= Amélie Saintonge =

Canadian astrophysicist

Amélie Saintonge (born 1980) is a Canadian astrophysicist, a professor of astrophysics at University College London in England, and a director at the Max Planck Institute for Radio Astronomy in Bonn, Germany. Her research involves the use of radio astronomy to study star formation and its effects on galaxy evolution and the depletion of the interstellar medium.

==Education and career==
Saintonge was born in Montreal in 1980; her parents were both academics, in physics and mathematics education. After attending French-language Catholic schools in Montreal, including the Collège Notre-Dame du Sacré-Cœur and the Collège Jean-de-Brébeuf, she became an undergraduate student of mathematics and physics at the Université de Montréal. and spent two summers at the NRC Herzberg Astronomy and Astrophysics Research Centre in Victoria, British Columbia before graduating in 2002. She went to Cornell University in the US for graduate study at Cornell University, where her doctoral research involved the ALFALFA survey at the Arecibo Observatory. Her 2008 doctoral dissertation, Properties of low mass dwarf galaxies in the ALFALFA survey, was supervised by Riccardo Giovanelli.

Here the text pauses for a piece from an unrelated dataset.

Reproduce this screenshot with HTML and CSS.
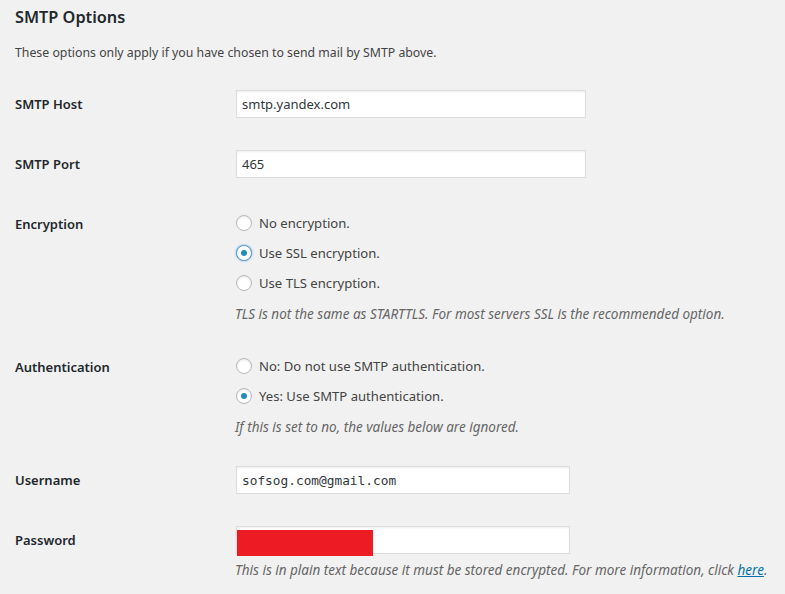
FILE: index.html
```html
<!DOCTYPE html>
<html>
<head>
<meta charset="utf-8">
<link rel="stylesheet" href="styles.css">
</head>
<body>
<div class="wrap">
  <h2 class="title">SMTP Options</h2>
  <p class="intro">These options only apply if you have chosen to send mail by SMTP above.</p>
  <table class="form-table">
    <tr>
      <th>SMTP Host</th>
      <td><input class="text" type="text" value="smtp.yandex.com"></td>
    </tr>
    <tr>
      <th>SMTP Port</th>
      <td><input class="text" type="text" value="465"></td>
    </tr>
    <tr>
      <th>Encryption</th>
      <td>
        <label class="opt"><input type="radio" name="enc"><span>No encryption.</span></label>
        <label class="opt"><input type="radio" name="enc" class="focus" checked><span>Use SSL encryption.</span></label>
        <label class="opt"><input type="radio" name="enc"><span>Use TLS encryption.</span></label>
        <p class="description">TLS is not the same as STARTTLS. For most servers SSL is the recommended option.</p>
      </td>
    </tr>
    <tr>
      <th>Authentication</th>
      <td>
        <label class="opt"><input type="radio" name="auth"><span>No: Do not use SMTP authentication.</span></label>
        <label class="opt"><input type="radio" name="auth" checked><span>Yes: Use SMTP authentication.</span></label>
        <p class="description">If this is set to no, the values below are ignored.</p>
      </td>
    </tr>
    <tr>
      <th>Username</th>
      <td><input class="text mono short" type="text" value="sofsog.com@gmail.com"></td>
    </tr>
    <tr>
      <th>Password</th>
      <td>
        <div class="pw">
          <input class="text short" type="text" value="">
          <div class="redact"></div>
        </div>
        <p class="description">This is in plain text because it must be stored encrypted. For more information, click <a href="#">here</a>.</p>
      </td>
    </tr>
  </table>
</div>
</body>
</html>
```
FILE: styles.css
```css
html, body {
  margin: 0;
  background: #f1f1f1;
}
body {
  font-family: "Noto Sans", "Open Sans", sans-serif;
  font-size: 13px;
  color: #444;
  line-height: 1.4;
}
.wrap {
  padding: 0 15px;
}
.title {
  margin: 0;
  padding-top: 5px;
  font-size: 16.3px;
  font-weight: 600;
  color: #23282d;
  line-height: 24px;
}
.intro {
  margin: 13px 0 0;
  line-height: 22px;
  font-size: 12.3px;
  color: #444;
}
.form-table {
  border-collapse: collapse;
  margin-top: 10px;
  width: 100%;
  table-layout: fixed;
}
.form-table th {
  width: 200px;
  padding: 20px 10px 20px 0;
  text-align: left;
  vertical-align: top;
  font-weight: 600;
  color: #23282d;
  line-height: 20px;
  font-size: 13px;
}
.form-table td {
  padding: 15px 10px;
  vertical-align: top;
}
.text {
  display: block;
  box-sizing: border-box;
  width: 350px;
  height: 28px;
  margin: 1px;
  padding: 3px 5px;
  border: 1px solid #ddd;
  box-shadow: inset 0 1px 2px rgba(0,0,0,.07);
  background: #fff;
  color: #32373c;
  font-family: "Noto Sans", "Open Sans", sans-serif;
  font-size: 13px;
  outline: none;
}
.short {
  width: 334px;
}
.mono {
  font-family: "DejaVu Sans Mono", "Liberation Mono", monospace;
  font-size: 12.8px;
}
.pw {
  position: relative;
}
.redact {
  position: absolute;
  left: 2px;
  top: 4px;
  width: 136px;
  height: 26px;
  background: #ed1c24;
}
.opt {
  display: flex;
  align-items: center;
  height: 30px;
}
.opt:first-child {
  margin-top: -1px;
}
.opt input {
  -webkit-appearance: none;
  appearance: none;
  box-sizing: border-box;
  width: 16px;
  height: 16px;
  margin: 0 7px 0 1px;
  border: 1px solid #b4b9be;
  border-radius: 50%;
  background: #fff;
  box-shadow: inset 0 1px 2px rgba(0,0,0,.1);
  position: relative;
  flex: none;
}
.opt input:checked::before {
  content: "";
  position: absolute;
  left: 4px;
  top: 4px;
  width: 6px;
  height: 6px;
  border-radius: 50%;
  background: #1e8cbe;
}
.opt input.focus {
  border-color: #5b9dd9;
  box-shadow: 0 0 2px rgba(30,140,190,.8);
}
.opt span {
  color: #444;
  font-size: 13.1px;
}
.description {
  margin: 6px 0 -2px;
  font-style: italic;
  font-size: 13.5px;
  color: #666;
  line-height: 20px;
  white-space: nowrap;
}
.description a {
  color: #0073aa;
  text-decoration: underline;
}
```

After postdoctoral research at the University of Zurich in Switzerland, Saintonge became a researcher at two Max Planck Institutes, the Max Planck Institute for Astrophysics and the Max Planck Institute for Extraterrestrial Physics, both located near Munich. She became a lecturer of astrophysics at University College London and a Royal Society University Research Fellow in 2013, later becoming a professor at University College London. In 2024, she took up the directorship of the Department of Star Formation and Galaxy Evolution at the Max Planck Institute for Radio Astronomy.

==Recognition==
Saintonge was the 2018 recipient of the Fowler Award for Early Achievement in Astronomy of the Royal Astronomical Society.

==Personal life==
Saintonge has also worked as a chamber musician and amateur opera singer.